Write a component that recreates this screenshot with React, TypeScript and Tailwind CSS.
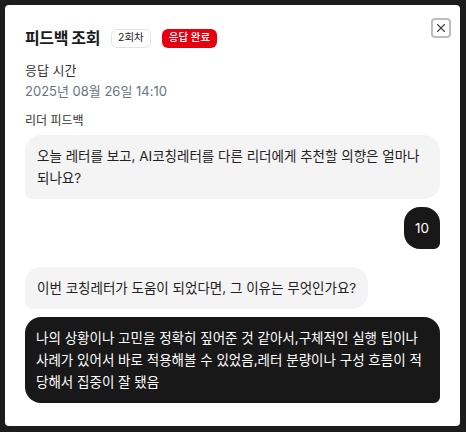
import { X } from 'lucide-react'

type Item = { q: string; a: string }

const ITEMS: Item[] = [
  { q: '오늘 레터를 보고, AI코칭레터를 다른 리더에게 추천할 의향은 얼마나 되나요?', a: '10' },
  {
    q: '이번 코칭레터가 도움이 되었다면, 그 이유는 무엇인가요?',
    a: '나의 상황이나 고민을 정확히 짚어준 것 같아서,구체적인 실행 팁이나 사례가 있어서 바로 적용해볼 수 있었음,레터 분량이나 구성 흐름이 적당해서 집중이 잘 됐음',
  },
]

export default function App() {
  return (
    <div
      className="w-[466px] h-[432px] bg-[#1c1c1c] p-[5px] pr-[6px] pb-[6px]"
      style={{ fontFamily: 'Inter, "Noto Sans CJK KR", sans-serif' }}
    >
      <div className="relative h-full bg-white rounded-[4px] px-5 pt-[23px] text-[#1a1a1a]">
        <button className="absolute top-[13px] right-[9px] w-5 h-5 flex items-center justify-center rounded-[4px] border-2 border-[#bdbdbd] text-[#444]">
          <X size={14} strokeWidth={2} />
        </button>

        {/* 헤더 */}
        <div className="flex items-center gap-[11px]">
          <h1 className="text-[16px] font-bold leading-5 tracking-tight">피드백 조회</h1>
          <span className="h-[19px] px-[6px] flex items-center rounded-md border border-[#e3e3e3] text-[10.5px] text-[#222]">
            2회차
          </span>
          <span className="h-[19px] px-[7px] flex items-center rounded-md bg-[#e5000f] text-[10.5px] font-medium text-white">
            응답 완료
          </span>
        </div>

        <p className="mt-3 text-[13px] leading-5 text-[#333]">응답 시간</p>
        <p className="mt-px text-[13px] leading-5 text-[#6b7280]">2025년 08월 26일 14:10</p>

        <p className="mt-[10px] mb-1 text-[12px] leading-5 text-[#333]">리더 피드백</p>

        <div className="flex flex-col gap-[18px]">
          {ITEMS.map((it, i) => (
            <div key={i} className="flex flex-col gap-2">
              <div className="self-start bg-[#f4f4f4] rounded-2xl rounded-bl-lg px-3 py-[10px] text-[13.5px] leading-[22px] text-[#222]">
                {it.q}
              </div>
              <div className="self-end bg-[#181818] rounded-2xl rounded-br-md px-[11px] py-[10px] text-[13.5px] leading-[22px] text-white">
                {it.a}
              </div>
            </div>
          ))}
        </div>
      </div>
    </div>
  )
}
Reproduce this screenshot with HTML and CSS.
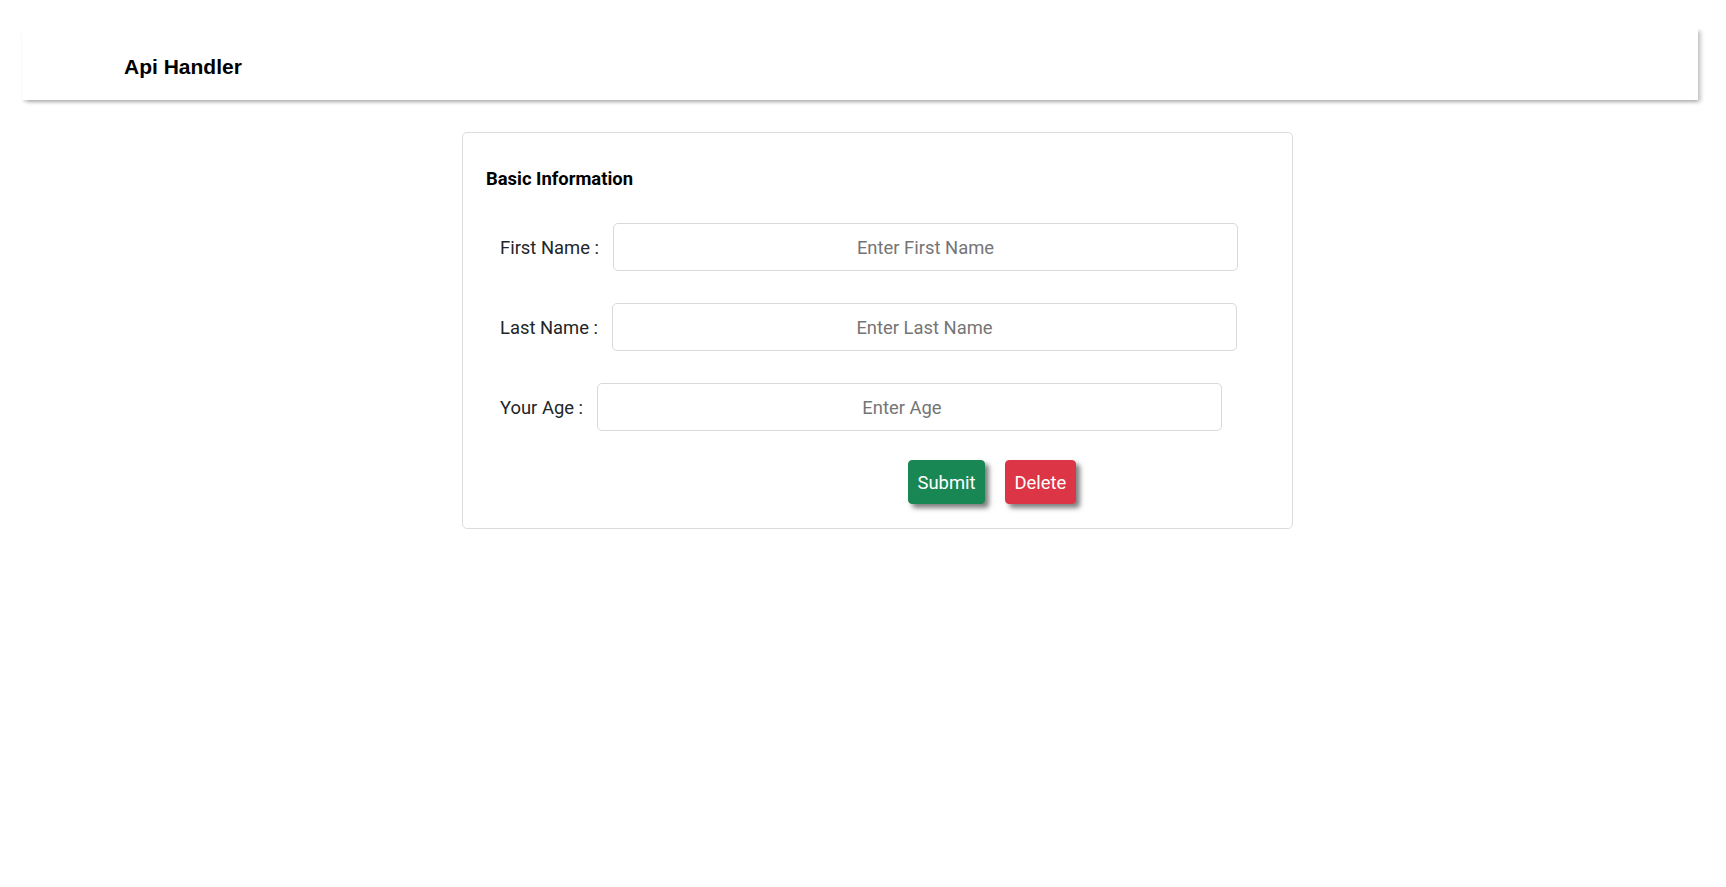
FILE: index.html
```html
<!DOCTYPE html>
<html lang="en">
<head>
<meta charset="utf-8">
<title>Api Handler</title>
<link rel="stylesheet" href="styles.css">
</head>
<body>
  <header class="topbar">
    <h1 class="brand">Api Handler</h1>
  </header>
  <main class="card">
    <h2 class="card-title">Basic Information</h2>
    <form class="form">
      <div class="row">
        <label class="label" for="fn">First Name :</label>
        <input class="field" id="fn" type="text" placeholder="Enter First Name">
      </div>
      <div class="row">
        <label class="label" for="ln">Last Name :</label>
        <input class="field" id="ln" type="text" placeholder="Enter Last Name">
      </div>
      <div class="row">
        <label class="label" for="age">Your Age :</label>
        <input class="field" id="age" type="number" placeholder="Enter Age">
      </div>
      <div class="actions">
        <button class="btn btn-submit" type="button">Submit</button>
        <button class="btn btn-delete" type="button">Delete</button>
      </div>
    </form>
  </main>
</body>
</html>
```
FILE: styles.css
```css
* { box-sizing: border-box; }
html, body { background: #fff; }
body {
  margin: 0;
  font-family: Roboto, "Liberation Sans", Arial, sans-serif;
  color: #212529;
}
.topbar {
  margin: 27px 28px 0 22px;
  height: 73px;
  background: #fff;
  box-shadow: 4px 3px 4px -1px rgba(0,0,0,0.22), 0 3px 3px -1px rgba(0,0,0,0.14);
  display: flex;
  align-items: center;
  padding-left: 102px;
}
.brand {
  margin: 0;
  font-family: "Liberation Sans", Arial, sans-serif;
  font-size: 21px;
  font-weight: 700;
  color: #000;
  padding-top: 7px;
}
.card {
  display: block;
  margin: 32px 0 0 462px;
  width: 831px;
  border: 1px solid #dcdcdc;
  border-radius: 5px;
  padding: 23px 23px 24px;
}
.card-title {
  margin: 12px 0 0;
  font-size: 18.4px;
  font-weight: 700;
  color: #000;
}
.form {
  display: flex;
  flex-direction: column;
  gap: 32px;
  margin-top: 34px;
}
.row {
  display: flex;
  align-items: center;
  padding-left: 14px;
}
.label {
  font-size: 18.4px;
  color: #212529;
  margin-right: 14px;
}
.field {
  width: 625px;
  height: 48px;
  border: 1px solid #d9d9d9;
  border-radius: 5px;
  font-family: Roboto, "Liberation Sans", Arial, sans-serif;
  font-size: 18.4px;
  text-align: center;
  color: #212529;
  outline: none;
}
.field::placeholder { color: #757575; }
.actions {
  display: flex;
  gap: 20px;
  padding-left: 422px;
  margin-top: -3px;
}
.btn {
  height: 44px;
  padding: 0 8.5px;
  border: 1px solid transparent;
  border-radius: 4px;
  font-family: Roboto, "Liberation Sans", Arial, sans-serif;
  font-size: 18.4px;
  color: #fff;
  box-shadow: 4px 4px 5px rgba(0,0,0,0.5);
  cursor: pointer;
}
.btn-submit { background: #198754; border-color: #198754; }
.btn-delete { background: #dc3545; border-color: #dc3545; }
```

_To be done_
Make an exact copy of the lines from the top of the material through the line with "08월 26일 14:10</p>", pictures excluded.

_Task output_
Write a component that recreates this screenshot with React, TypeScript and Tailwind CSS.
import { X } from 'lucide-react'

type Item = { q: string; a: string }

const ITEMS: Item[] = [
  { q: '오늘 레터를 보고, AI코칭레터를 다른 리더에게 추천할 의향은 얼마나 되나요?', a: '10' },
  {
    q: '이번 코칭레터가 도움이 되었다면, 그 이유는 무엇인가요?',
    a: '나의 상황이나 고민을 정확히 짚어준 것 같아서,구체적인 실행 팁이나 사례가 있어서 바로 적용해볼 수 있었음,레터 분량이나 구성 흐름이 적당해서 집중이 잘 됐음',
  },
]

export default function App() {
  return (
    <div
      className="w-[466px] h-[432px] bg-[#1c1c1c] p-[5px] pr-[6px] pb-[6px]"
      style={{ fontFamily: 'Inter, "Noto Sans CJK KR", sans-serif' }}
    >
      <div className="relative h-full bg-white rounded-[4px] px-5 pt-[23px] text-[#1a1a1a]">
        <button className="absolute top-[13px] right-[9px] w-5 h-5 flex items-center justify-center rounded-[4px] border-2 border-[#bdbdbd] text-[#444]">
          <X size={14} strokeWidth={2} />
        </button>

        {/* 헤더 */}
        <div className="flex items-center gap-[11px]">
          <h1 className="text-[16px] font-bold leading-5 tracking-tight">피드백 조회</h1>
          <span className="h-[19px] px-[6px] flex items-center rounded-md border border-[#e3e3e3] text-[10.5px] text-[#222]">
            2회차
          </span>
          <span className="h-[19px] px-[7px] flex items-center rounded-md bg-[#e5000f] text-[10.5px] font-medium text-white">
            응답 완료
          </span>
        </div>

        <p className="mt-3 text-[13px] leading-5 text-[#333]">응답 시간</p>
        <p className="mt-px text-[13px] leading-5 text-[#6b7280]">2025년 08월 26일 14:10</p>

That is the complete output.